News that Air Malta registered a small operational profit of €400,000 in the first half of the current financial year is a clear sign that the national airline can look forward to the future with optimism. If this is indeed a first small step in the long road to recovery, then it surely came at the right time to lift the spirits of both the management and the staff of the company.

What is significant in this development is not the amount of the profit achieved but, rather, the fact that Air Malta has stopped, at least temporarily, the trend of increasing losses that was developing in the last few years.

The airline managed to reduce costs in many areas including those on fuel and personnel. At the same time, it increased passenger and cargo revenue over the same period last year and this despite tough competition, especially from low cost airlines.

The improved performance is the result of management action rather than fortuitous developments that favoured the company’s operations.

It would be wrong to assume that this encouraging development is the beginning of a trend that will guarantee that the airline will operate profitably in a sustainable way. This was acknowledged by Air Malta CEO Peter Davies, who, in an interview with The Sunday Times, made the sobering comment that “we are not out of the woods”.

The first six months of the company’s financial year include the busy summer period when revenue peaks. The lean period will possibly see Air Malta revert to an operational loss as the number of passengers in the autumn and winter months drops considerably.

One has to keep in mind that the restructuring programme is only in its beginning. Despite reducing the workforce by 450, there are still other aspects of the restructuring process that are still not complete. As Mr Davies confirmed, management is still “trying to overcome many years of processes and procedures which are, quite frankly, not in line with the modern market”. Old habits die hard. Perhaps one of the most challenging aspects of any major restructuring of a business is the need to change the mindset of the people who manage and work in that business.

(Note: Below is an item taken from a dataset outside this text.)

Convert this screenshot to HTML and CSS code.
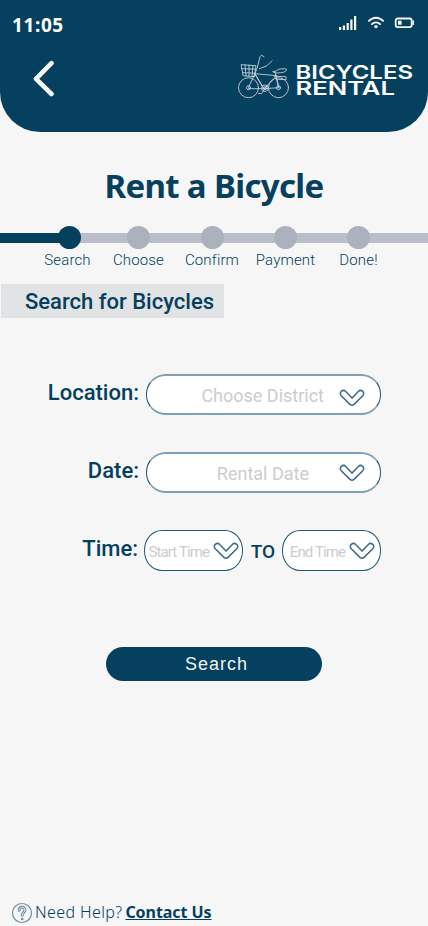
FILE: index.html
```html
<!DOCTYPE html>
<html lang="en">
<head>
<meta charset="utf-8">
<title>Rent a Bicycle</title>
<meta name="viewport" content="width=device-width, initial-scale=1">
<link rel="stylesheet" href="styles.css">
</head>
<body>
<svg class="defs" width="0" height="0">
  <symbol id="chevron" viewBox="0 0 26 18">
    <path d="M13 9.1 6.700 2.600C5.500 1.300 3.600 1.200 2.300 2.400 1 3.600 1 5.500 2.200 6.700L11 15.400C12.300 16.600 13.700 16.600 15 15.400L23.800 6.700C25 5.500 25 3.600 23.700 2.400 22.400 1.200 20.500 1.300 19.300 2.600Z"/>
  </symbol>
</svg>
<div class="screen">
  <header class="header">
    <div class="status">
      <span class="clock">11:05</span>
      <svg class="status-icons" width="78" height="18" viewBox="0 0 78 18">
        <g fill="#f6f6f6">
          <path d="M1 13h2.200v3H1zM4.800 11.500H7V16H4.800zM8.600 9h2.200v7H8.600zM12.300 5.500h2.200V16h-2.200zM16 2h2.200v14H16z"/>
          <circle cx="38" cy="12.600" r="1.700"/>
        </g>
        <g fill="none" stroke="#f6f6f6" stroke-width="1.800">
          <path d="M30.300 7.400q7.700-7.200 15.400 0M33.300 10.600q4.700-4.400 9.400 0"/>
          <rect x="57.700" y="4.500" width="16" height="8.600" rx="2"/>
        </g>
        <path d="M60 6.800h3.600v4H60zM74.500 6.500h1.500v4.600h-1.500z" fill="#f6f6f6"/>
      </svg>
    </div>
    <div class="nav">
      <svg class="back" width="22" height="38" viewBox="0 0 22 38"><path d="M18.500 3.200 3 18.800 18.500 34" fill="none" stroke="#f6f6f6" stroke-width="4.600" stroke-linecap="round" stroke-linejoin="round"/></svg>
      <svg class="logo" width="180" height="50" viewBox="0 0 180 50">
        <g transform="translate(-1 -1.300)" fill="none" stroke="#c4d0d8" stroke-width=".9" stroke-linecap="round" stroke-linejoin="round">
          <circle cx="12.500" cy="36" r="10"/><circle cx="12.500" cy="36" r="2"/>
          <circle cx="42.500" cy="36" r="10"/><circle cx="42.500" cy="36" r="2"/>
          <path d="M5.500 13 20 14 18.500 25 7.500 24ZM6 17l13.500.5M7 21l12 .5M9 13l1 11M13 13.500v11M17 14l-1 10.500"/>
          <path d="M12.500 36 21 17 24 5 25.500 3.500 28 5M23.500 17 31 14 34 11 36 9M19 22 41 24 28 37ZM19 22 28 37 42.500 36 39 20M28 37H12.500M40 24 43 36"/>
          <path d="M37 20q4-.5 6-2.500 6-1 7.500 0 .5 3-6 3.500-6 1-7.500-1ZM38 24.500l12 .5v3l-10-.5"/>
          <circle cx="29" cy="36.500" r="3.300"/><circle cx="29" cy="36.500" r="1.500"/>
          <path d="M29 36.500 32 33.500M29 36.500 25.500 42l-3-.3"/>
        </g>
        <g class="logo-text">
          <text x="58.500" y="25.500" textLength="117.500" lengthAdjust="spacingAndGlyphs">BICYCLES</text>
          <text x="58.500" y="41.500" textLength="99.500" lengthAdjust="spacingAndGlyphs">RENTAL</text>
        </g>
      </svg>
    </div>
  </header>

  <main>
    <h1 class="title">Rent a Bicycle</h1>

    <ol class="steps">
      <li class="step active"><i></i><span>Search</span></li>
      <li class="step"><i></i><span>Choose</span></li>
      <li class="step"><i></i><span>Confirm</span></li>
      <li class="step"><i></i><span>Payment</span></li>
      <li class="step"><i></i><span>Done!</span></li>
    </ol>

    <h2 class="section">Search for Bicycles</h2>

    <form class="form">
      <div class="row">
        <span class="label">Location:</span>
        <div class="field"><span class="district">Choose District</span><svg class="chev low"><use href="#chevron"/></svg></div>
      </div>
      <div class="row">
        <span class="label">Date:</span>
        <div class="field"><span class="rental">Rental Date</span><svg class="chev"><use href="#chevron"/></svg></div>
      </div>
      <div class="row">
        <span class="label time">Time:</span>
        <div class="times">
          <div class="field small"><span>Start Time</span><svg class="chev"><use href="#chevron"/></svg></div>
          <span class="to">TO</span>
          <div class="field small end"><span>End Time</span><svg class="chev"><use href="#chevron"/></svg></div>
        </div>
      </div>
      <button class="submit" type="button">Search</button>
    </form>
  </main>

  <footer class="help">
    <svg width="22" height="22" viewBox="0 0 22 22" fill="none">
      <circle cx="11" cy="11" r="9.500" stroke="#6f8fa5" stroke-width="1.200"/>
      <path d="M8.200 8.200C8.200 4.400 14 4.500 14 8 14 10.400 11.200 10.300 11.200 13.300" stroke="#6f8fa5" stroke-width="3" stroke-linecap="round"/>
      <path d="M8.200 8.200C8.200 4.400 14 4.500 14 8 14 10.400 11.200 10.300 11.200 13.300" stroke="#f6f6f6" stroke-width="1" stroke-linecap="round"/>
      <circle cx="11.200" cy="17" r="1.300" fill="#6f8fa5"/>
    </svg>
    <span class="need">Need Help?</span>
    <a class="contact">Contact Us</a>
  </footer>
</div>
</body>
</html>
```
FILE: styles.css
```css
* { box-sizing: border-box; }
body {
  margin: 0;
  background: #f6f6f6;
  color: #05405e;
  font-family: Roboto, sans-serif;
}
.defs { display: block; }
.screen {
  width: 428px;
  height: 926px;
  display: flex;
  flex-direction: column;
  overflow: hidden;
}
.header {
  height: 132px;
  flex: none;
  background: #05405e;
  border-radius: 0 0 40px 40px;
}
.status {
  height: 46px;
  padding: 10px 12px 0 12px;
  display: flex;
  justify-content: space-between;
}
.clock {
  color: #fff;
  font: bold 19px/30px "Noto Sans", sans-serif;
  letter-spacing: .6px;
}
.status-icons { margin: 4px 0 0; }
.nav {
  display: flex;
  justify-content: space-between;
  padding: 7px 11px 0 33px;
}
.back { margin-top: 7px; }
.logo-text {
  fill: #fff;
  font: 600 19px Inter, sans-serif;
}
.title {
  margin: 30px 0 0;
  height: 48px;
  text-align: center;
  font: bold 33px/48px "Noto Sans", sans-serif;
  letter-spacing: -.65px;
}
.steps {
  list-style: none;
  margin: 15px 0 0;
  padding: 0 32px 0 33px;
  height: 59px;
  display: grid;
  grid-template-columns: 69px 73px 74px 73px 73px;
  background:
    linear-gradient(#05405e, #05405e) 0 7.500px / 70px 10px no-repeat,
    linear-gradient(#b9bec8, #b9bec8) 0 7.500px / 100% 10px no-repeat;
}
.step {
  display: flex;
  flex-direction: column;
  align-items: center;
}
.step i {
  width: 23px;
  height: 23px;
  margin-top: 1px;
  border-radius: 50%;
  background: #abb1bd;
}
.step.active i { background: #05405e; margin-left: 4px; }
.step span {
  margin-top: 1px;
  font-size: 15px;
  line-height: 20px;
  font-weight: 300;
  letter-spacing: .15px;
}
.section {
  margin: 0 0 0 1px;
  width: 223px;
  height: 34px;
  padding-left: 24px;
  background: #e1e3e4;
  font-size: 22px;
  font-weight: 500;
  line-height: 35px;
  white-space: nowrap;
}
.form { margin-top: 56px; }
.row {
  display: grid;
  grid-template-columns: 139px 235px;
  column-gap: 7px;
  height: 41px;
  margin-bottom: 37px;
}
.label {
  text-align: right;
  font-size: 22px;
  font-weight: 500;
  line-height: 37px;
}
.label.time { padding-right: 1px; }
.field {
  height: 41px;
  display: flex;
  align-items: center;
  justify-content: flex-end;
  padding-right: 15px;
  background: #fff;
  border: 1px solid #215673;
  border-top: 2px solid #7f9fb2;
  border-bottom: 2px solid #7f9fb2;
  border-radius: 20px;
  color: #cbcdcd;
  font-size: 18px;
  white-space: nowrap;
}
.field span { margin-top: 2px; }
.field .district { margin-right: 15px; }
.field .rental { margin-right: 30px; }
.chev {
  width: 26px;
  height: 18px;
  flex: none;
  fill: none;
  stroke: #3d6a85;
  stroke-width: 1.5;
}
.chev.low { margin-top: 6px; }
.times {
  display: flex;
  width: 237px;
  margin-left: -2px;
}
.small {
  width: 99px;
  padding-right: 3px;
  gap: 4px;
  border: 1px solid #215673;
  border-radius: 18px / 20px;
  font-size: 15px;
  letter-spacing: -.9px;
}
.small.end { padding-right: 5px; }
.to {
  width: 39px;
  padding-left: 1px;
  text-align: center;
  font-size: 19px;
  font-weight: 500;
  line-height: 43px;
}
.submit {
  display: block;
  margin: 76px 0 0 106px;
  width: 216px;
  height: 34px;
  padding: 0 0 0 5px;
  border: 0;
  border-radius: 17px;
  background: #05405e;
  color: #f0f2f3;
  font: 18px/34px "Liberation Sans", sans-serif;
  letter-spacing: 1px;
}
.help {
  margin-top: auto;
  height: 27px;
  padding-left: 11px;
  display: flex;
  align-items: center;
  font: 16px/27px "Noto Sans", sans-serif;
}
.need { margin-left: 2px; letter-spacing: .38px; font-weight: 300; }
.contact {
  margin-left: 3px;
  font-weight: bold;
  letter-spacing: -.05px;
  text-decoration: underline;
}
```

The national carrier is operating in an increasingly competitive market. Its competitors are mainly the low cost airlines that, almost by definition, react very fast when they are faced with projected losses as a result of deteriorating market conditions.

We have seen some of these low cost operators abandoning certain routes that were not attracting sufficient passengers or reducing flight frequencies to cut unutilised seat capacity. A legacy airline may not be able to follow the same logic as its mission includes the need to offer stability on routes that it serves. This is important for a small island nation like Malta that needs guaranteed connectivity with the European mainland to support its economic activities. So Air Malta will always be competing with low cost airlines from a disadvantaged position.

One other outstanding aspect of the airline’s reform programme is the restructuring of its debt. Few details have so far emerged on how this will be done. One hopes that the way this debt is rescheduled does not simply shift the risk on the local banks that are owed substantial amounts by the airline.

It is still too early to pronounce Air Malta’s restructuring exercise as a success story but a small step may have been taken in that direction.